- _Task to complete_
Lines containing the word "this" should be extracted in full.

>> Start

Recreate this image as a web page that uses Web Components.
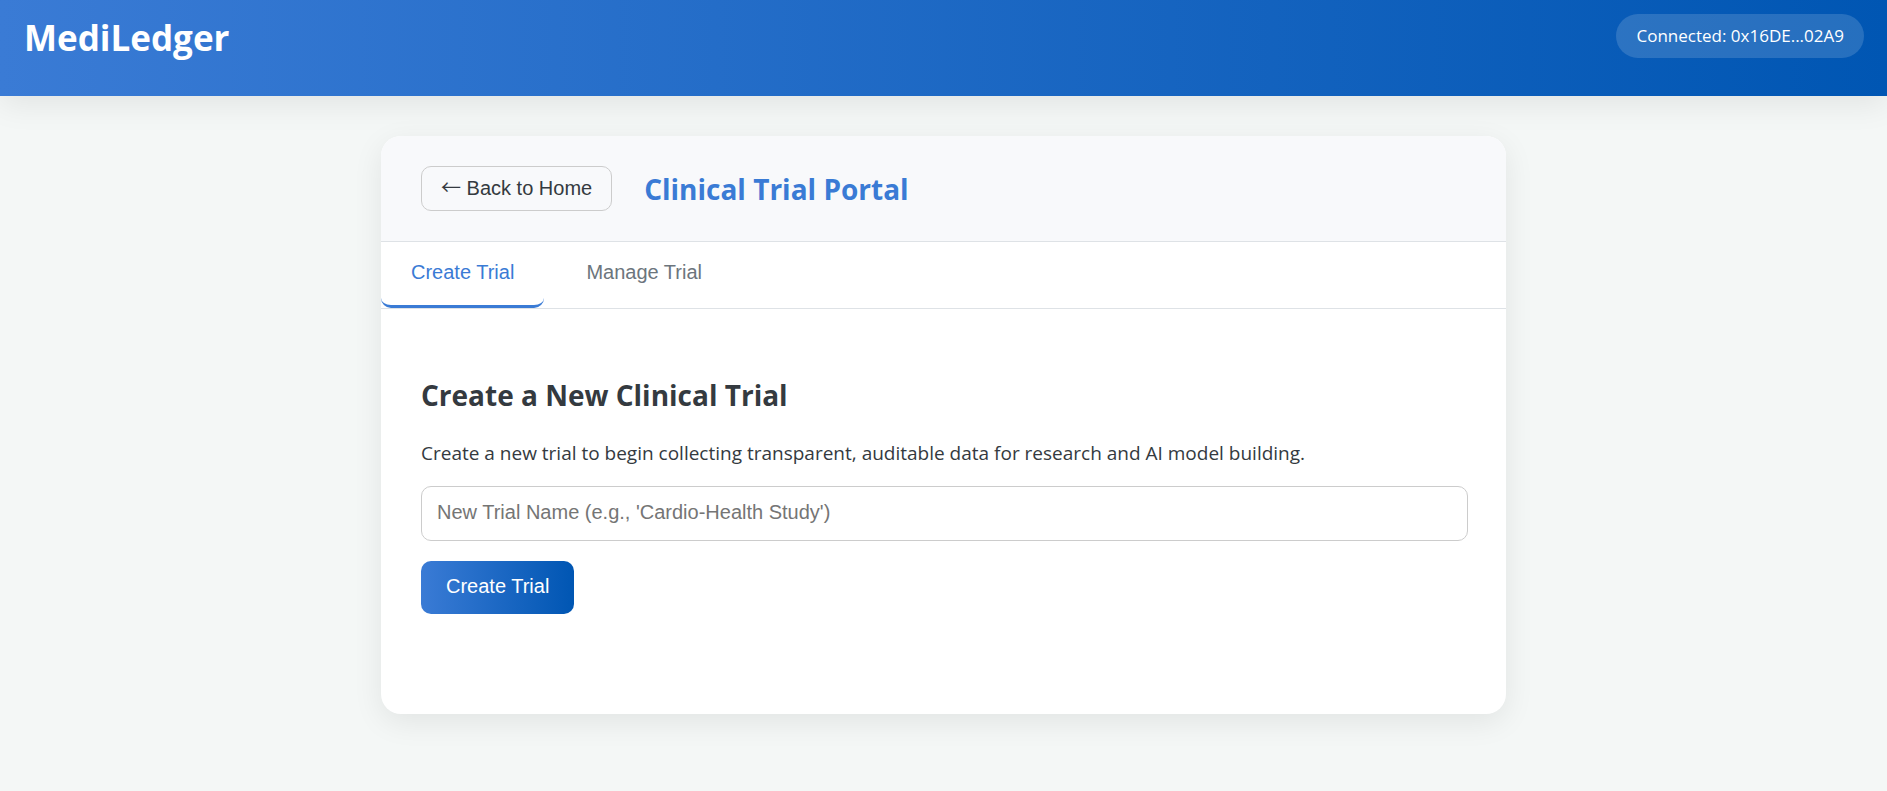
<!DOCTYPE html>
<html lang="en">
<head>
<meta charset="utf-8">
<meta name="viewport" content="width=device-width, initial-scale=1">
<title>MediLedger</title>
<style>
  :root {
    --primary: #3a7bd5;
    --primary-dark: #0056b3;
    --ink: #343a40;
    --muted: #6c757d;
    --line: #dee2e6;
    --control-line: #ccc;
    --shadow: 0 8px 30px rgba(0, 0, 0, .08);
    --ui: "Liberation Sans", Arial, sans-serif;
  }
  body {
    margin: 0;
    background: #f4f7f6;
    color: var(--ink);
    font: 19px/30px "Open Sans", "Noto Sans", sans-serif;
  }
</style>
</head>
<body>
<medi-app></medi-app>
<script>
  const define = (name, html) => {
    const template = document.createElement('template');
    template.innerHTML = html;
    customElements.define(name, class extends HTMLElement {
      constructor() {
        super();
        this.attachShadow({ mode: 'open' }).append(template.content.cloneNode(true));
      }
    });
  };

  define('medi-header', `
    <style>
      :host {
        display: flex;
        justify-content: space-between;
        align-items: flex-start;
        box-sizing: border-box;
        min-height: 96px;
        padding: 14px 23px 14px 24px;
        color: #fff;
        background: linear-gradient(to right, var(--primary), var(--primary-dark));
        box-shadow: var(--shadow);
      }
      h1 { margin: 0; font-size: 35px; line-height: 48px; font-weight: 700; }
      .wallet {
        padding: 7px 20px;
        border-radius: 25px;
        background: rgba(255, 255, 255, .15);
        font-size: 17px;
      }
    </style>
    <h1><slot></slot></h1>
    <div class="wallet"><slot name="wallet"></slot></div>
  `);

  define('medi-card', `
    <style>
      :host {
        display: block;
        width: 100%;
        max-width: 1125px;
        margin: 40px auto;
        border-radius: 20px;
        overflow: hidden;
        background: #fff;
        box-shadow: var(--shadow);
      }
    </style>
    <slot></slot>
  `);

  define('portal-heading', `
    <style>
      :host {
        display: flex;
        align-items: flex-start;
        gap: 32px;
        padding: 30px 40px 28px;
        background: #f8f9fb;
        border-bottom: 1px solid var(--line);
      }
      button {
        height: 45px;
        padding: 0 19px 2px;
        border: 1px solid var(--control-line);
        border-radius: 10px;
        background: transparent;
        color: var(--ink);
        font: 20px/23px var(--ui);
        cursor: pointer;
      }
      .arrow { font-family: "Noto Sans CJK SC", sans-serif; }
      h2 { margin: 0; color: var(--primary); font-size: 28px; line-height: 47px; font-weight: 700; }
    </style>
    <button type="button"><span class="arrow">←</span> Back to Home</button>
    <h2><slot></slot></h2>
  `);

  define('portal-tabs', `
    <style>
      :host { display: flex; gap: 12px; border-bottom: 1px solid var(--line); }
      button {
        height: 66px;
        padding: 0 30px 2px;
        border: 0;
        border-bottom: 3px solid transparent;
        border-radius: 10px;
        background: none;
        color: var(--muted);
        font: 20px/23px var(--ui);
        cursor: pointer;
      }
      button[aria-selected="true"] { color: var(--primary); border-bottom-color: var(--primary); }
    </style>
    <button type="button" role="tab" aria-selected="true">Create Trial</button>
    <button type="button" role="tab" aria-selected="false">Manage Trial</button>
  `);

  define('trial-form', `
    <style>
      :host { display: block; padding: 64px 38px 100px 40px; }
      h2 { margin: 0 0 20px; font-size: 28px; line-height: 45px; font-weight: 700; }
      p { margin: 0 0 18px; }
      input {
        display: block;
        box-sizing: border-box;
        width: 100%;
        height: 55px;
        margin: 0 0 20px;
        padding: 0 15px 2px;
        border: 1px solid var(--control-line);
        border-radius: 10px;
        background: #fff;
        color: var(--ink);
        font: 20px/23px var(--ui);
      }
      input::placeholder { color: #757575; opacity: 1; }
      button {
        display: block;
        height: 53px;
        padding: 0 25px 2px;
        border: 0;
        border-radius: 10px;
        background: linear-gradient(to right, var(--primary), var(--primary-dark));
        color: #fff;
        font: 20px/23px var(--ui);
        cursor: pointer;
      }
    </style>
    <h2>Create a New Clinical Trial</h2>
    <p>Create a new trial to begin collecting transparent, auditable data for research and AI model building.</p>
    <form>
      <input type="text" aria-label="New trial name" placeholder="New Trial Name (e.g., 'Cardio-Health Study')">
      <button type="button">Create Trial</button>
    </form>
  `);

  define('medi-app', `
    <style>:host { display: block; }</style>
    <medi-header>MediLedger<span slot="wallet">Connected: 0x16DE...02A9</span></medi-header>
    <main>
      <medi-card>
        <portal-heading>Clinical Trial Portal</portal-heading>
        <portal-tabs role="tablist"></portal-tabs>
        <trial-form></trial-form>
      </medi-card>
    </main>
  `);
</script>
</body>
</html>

>> End

- _Reply to the task_
Recreate this image as a web page that uses Web Components.
        this.attachShadow({ mode: 'open' }).append(template.content.cloneNode(true));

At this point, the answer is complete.